Meet the Newest Member of Our Team: Dr. Bishoy Faltas

Bishoy_Faltas_HeadshotWe’re pleased to announce that the Genitourinary (GU) Oncology Program is expanding! Dr. Bishoy Faltas joined us on July 1st as an Instructor in Medicine and as an Assistant Attending Physician. He will see patients with bladder, prostate, testicular, and kidney cancers.

Dr. Faltas may already be a familiar face and name because he completed his Hematology and Medical Oncology Fellowship here at Weill Cornell Medicine and NewYork-Presbyterian Hospital in 2015. Additionally, he recently finished a one-year research fellowship in the laboratory of Dr. Mark A. Rubin and the Institute for Precision Medicine.

As part of the Genitourinary Oncology Program, Dr. Faltas will focus his research on urothelial carcinoma, the most common type of bladder cancer, and specifically on genetic mutations and drug-resistance. He has presented groundbreaking work on genomic alterations before and after chemotherapy and the potential clinical implications. He will also be building upon his prior research examining how patients with bladder cancer respond to immunotherapies.

He has already received numerous research awards for his work, is a member of the Bladder Cancer Advocacy Network, and we are very excited to officially welcome Dr. Faltas to the GU team!

What’s Next for Cutting-Edge Bladder Cancer Treatment?

AN UPDATE ON ATEZOLIZUMAB, AN IMMUNOTHERAPY

Dr. David Nanus, Chief of Hematology and Medical Oncology at Weill Cornell Medicine and NewYork-Prebysterian Hospital and genitourinary (GU) cancer expert, sat down with OncLive TV to discuss future research efforts and next steps for a new immunotherapy drug for patients with bladder cancer. This drug, atezolizumab (brand name Tecentriq), is the first new drug that has been FDA-approved for urothelial carcinoma – the most common type of bladder cancer – in over two decades.
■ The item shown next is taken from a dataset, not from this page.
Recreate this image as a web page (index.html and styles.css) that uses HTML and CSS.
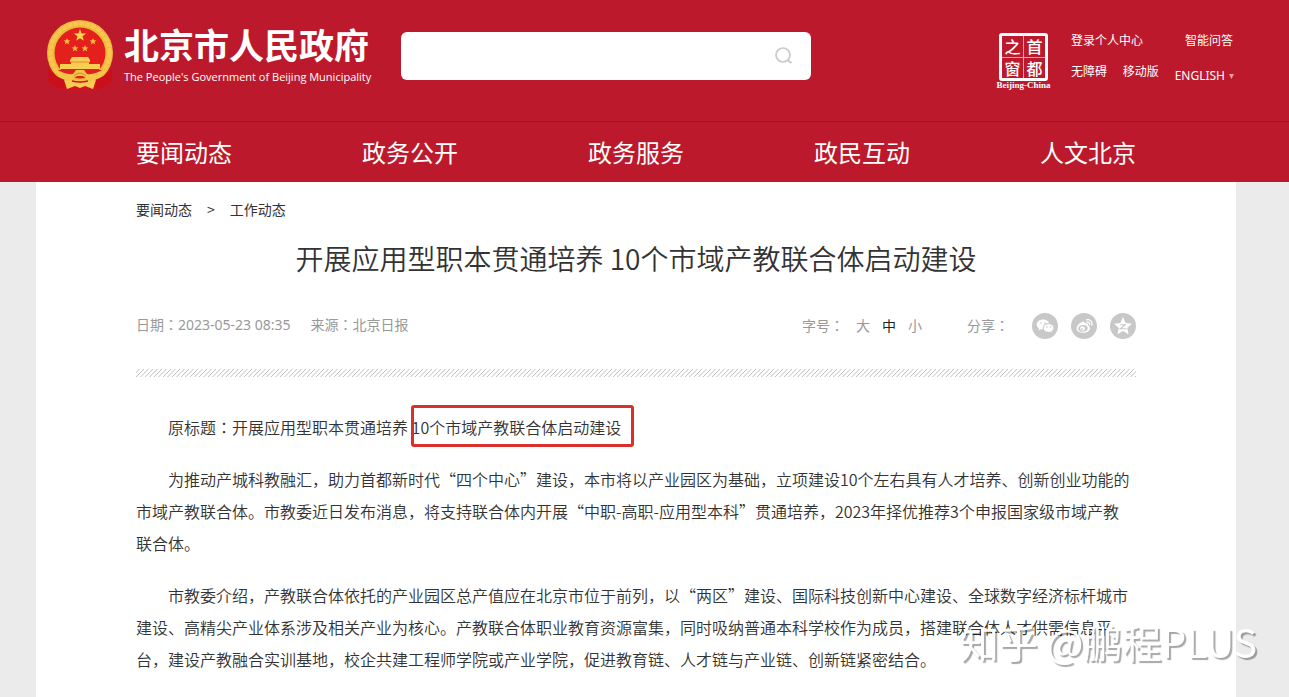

Atezolizumab works by detecting a specific protein (PD-L1) on the surface of tumor cells, allowing the body’s immune system to recognize the cancer and attack it. Ongoing research on this treatment has revealed some complexities that have left physicians and researchers with questions ripe for scientific exploration, especially since this is a newer drug lacking long-term clinical data.

Two important questions remain regarding atezolizumab:

1. Are there biomarkers we can use for this drug?
2. For how long should this drug be administered?

The first question involves “biomarkers” or “biological markers,” indicators in the body that can be measured or tracked. In cancer treatment, oncologists use different biomarkers to glean information about a patient’s diagnosis and prognosis, as well as to monitor treatment effectiveness. Biomarkers can also offer information about safety of a treatment and signal which patients will benefit most from a certain drug. Currently, we do not yet have any biomarkers to predict whether atezolizumab will work. In a recent interview with OncLive TV, Dr. Nanus explains this uncertainty by saying, “There is not going to be one simple biomarker that is going to say to treat or not treat, so that is the unanswered question.”

The second question pertains to duration of treatment. Researchers and physicians are still working to find out when atezolizumab can be safely stopped without losing its benefit, and if the drug can be re-administered in the case of cancer recurrence or relapse. The “right” length of treatment is also linked with cost-effectiveness and accessibility for all patients in need since this drug is very expensive.

These questions are global issues that pertain to many new and emerging cancer treatments, especially immunotherapies that leverage the body’s own immune system to fight the tumors. Immunotherapies are drastically changing the way many cancers are treated, but we still have much more to learn. It is only with time and additional research that we will find the answers to both of these questions.